Religion helped to place an early emphasis on helping the sick and on developing new ways to
treat illnesses. The values of Galenic and Christian medicine were similar and compatible
religiously. Therefore, medicine as developed by the Greeks was able to integrate within
Western culture easier; in fact, the patron saints of medicine, S.S. Cosmas and Damian
“thoroughly mastered the healing of Hippocrates and Galen” (Conrad, et. al., 75). By 400 AD “a
community without a healer was, in Jewish law, no proper community” (Conrad, et. al., 73). The
Koran assured that “there is no fault in the lame (Conrad, et. al., 96) and Muslim “quests of
learning” in the ninth century led to further encouragement of medicine (Conrad, et. al., 98). On
the other hand, religion has also restricted medical exploration.

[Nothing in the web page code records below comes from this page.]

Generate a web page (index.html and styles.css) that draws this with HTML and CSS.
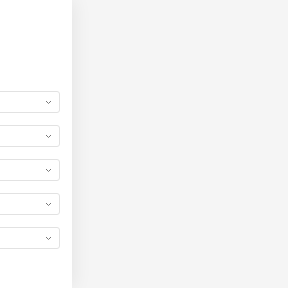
FILE: index.html
```html
<!DOCTYPE html>
<html>
<head>
<meta charset="utf-8">
<link rel="stylesheet" href="styles.css">
</head>
<body>
<div class="layout">
  <aside class="sidebar">
    <div class="filters">
      <div class="select"><svg class="chev" width="7" height="5" viewBox="0 0 7 5"><path d="M1 1l2.5 2.5 2.5-2.5" fill="none" stroke="#777" stroke-width="1"/></svg></div>
      <div class="select"><svg class="chev" width="7" height="5" viewBox="0 0 7 5"><path d="M1 1l2.5 2.5 2.5-2.5" fill="none" stroke="#777" stroke-width="1"/></svg></div>
      <div class="select"><svg class="chev" width="7" height="5" viewBox="0 0 7 5"><path d="M1 1l2.5 2.5 2.5-2.5" fill="none" stroke="#777" stroke-width="1"/></svg></div>
      <div class="select"><svg class="chev" width="7" height="5" viewBox="0 0 7 5"><path d="M1 1l2.5 2.5 2.5-2.5" fill="none" stroke="#777" stroke-width="1"/></svg></div>
      <div class="select"><svg class="chev" width="7" height="5" viewBox="0 0 7 5"><path d="M1 1l2.5 2.5 2.5-2.5" fill="none" stroke="#777" stroke-width="1"/></svg></div>
    </div>
  </aside>
  <main class="main"></main>
</div>
</body>
</html>
```
FILE: styles.css
```css
html, body { margin: 0; padding: 0; }
body { width: 288px; height: 288px; overflow: hidden; background: #f5f5f5; font-family: "Liberation Sans", sans-serif; }
.layout { display: flex; height: 288px; }
.sidebar {
  width: 72px;
  flex: none;
  background: #fff;
  position: relative;
  z-index: 1;
  box-shadow: 2px 0 18px rgba(0,0,0,0.07);
  overflow: hidden;
}
.filters {
  display: flex;
  flex-direction: column;
  gap: 12px;
  padding-top: 91px;
  padding-right: 12px;
  margin-left: -40px;
}
.select {
  height: 20px;
  border: 1px solid #e2e2e2;
  border-radius: 3px;
  background: #fff;
  display: flex;
  align-items: center;
  justify-content: flex-end;
  padding-right: 7px;
}
.chev { display: block; }
.main { flex: 1; background: #f5f5f5; }
```
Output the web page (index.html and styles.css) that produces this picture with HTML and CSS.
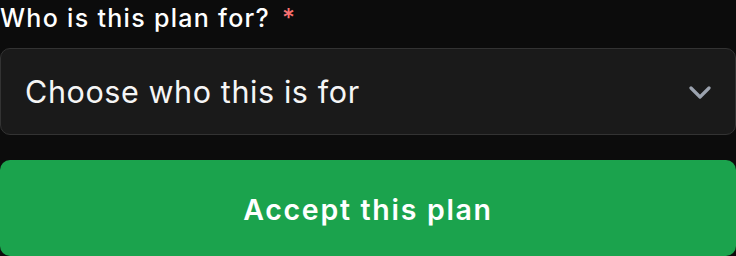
FILE: index.html
```html
<!DOCTYPE html>
<html lang="en">
<head>
    <meta charset="UTF-8" />
    <meta name="viewport" content="width=device-width, initial-scale=1.0"/>
    <title>Choose a plan</title>
    <link rel="stylesheet" href="styles.css">
</head>
<body>
<form class="plan-form">
    <!-- Who field -->
    <div class="field">
        <label class="field-label">Who is this plan for? <span class="required">*</span></label>
        <div class="select-box">
            <span class="select-text">Choose who this is for</span>
            <svg class="chevron" width="22" height="14" viewBox="0 0 22 14">
                <path d="M2 2 L11 11 L20 2" fill="none" stroke="#9ca3af" stroke-width="3.2" stroke-linecap="round" stroke-linejoin="round"/>
            </svg>
        </div>
    </div>

    <button type="button" class="accept-btn">Accept this plan</button>
</form>
</body>
</html>
```

FILE: styles.css
```css
body {
    margin: 0;
    background: #0c0c0c;
    font-family: Inter, "Noto Sans", sans-serif;
    color: #fff;
}

.plan-form {
    display: flex;
    flex-direction: column;
    gap: 25px;
    width: 736px;
}

.field {
    display: flex;
    flex-direction: column;
    gap: 12px;
}

.field-label {
    font-size: 25px;
    font-weight: 500;
    line-height: 36px;
    letter-spacing: 1.3px;
}

.required {
    color: #f87171;
    margin-left: 4px;
}

.select-box {
    height: 85px;
    box-sizing: content-box;
    border: 1px solid #333333;
    border-radius: 10px;
    background: #1a1a1a;
    display: flex;
    align-items: center;
    justify-content: space-between;
    padding: 0 24px 0 24px;
    width: 686px;
}

.select-text {
    font-size: 30.5px;
    font-weight: 400;
    letter-spacing: 0.6px;
    color: #f5f5f5;
}

.chevron {
    margin-top: 2px;
}

.accept-btn {
    height: 96px;
    border: none;
    border-radius: 10px;
    background: #1ba34d;
    color: #fff;
    font-family: Inter, "Noto Sans", sans-serif;
    font-size: 28.5px;
    font-weight: 600;
    letter-spacing: 1.7px;
    width: 736px;
    padding: 2px 0 0 0;
}
```
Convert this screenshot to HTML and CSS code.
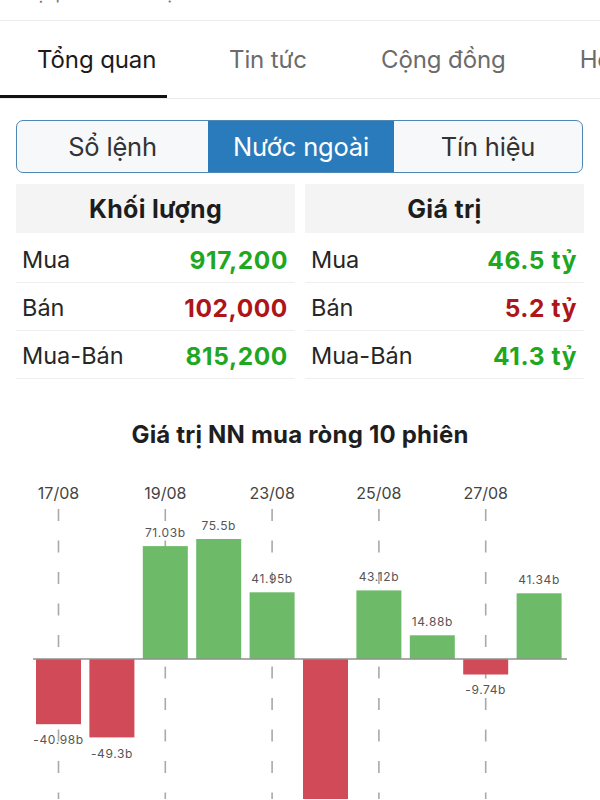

Religion was often very conflicted in its attitude toward medicine and its development. I
am personally agnostic and am often confounded by ways in which religion can restrict scientific
and medical development and implementation: that some countries and not others will research
stem-cell technology fully, that abortions are still being challenged and denied to women who
need them. I believe that the best medicine should be used, not the best medicine as restricted by
religious ideals, as in the selective translation of medical texts that agreed with Islamic ideals
(Conrad, et. al., 97). In Christianity, though St. Basil agreed that “God had put medicines and
herbs in this world for human us…[there was a belief in the fifth century and likely now] the
truly religious should not need them” (Conrad, et. al., 77). The idea that “disease and sin were
closely linked; illness was a consequence of mankind’s fallen nature” was rampant (Conrad, et.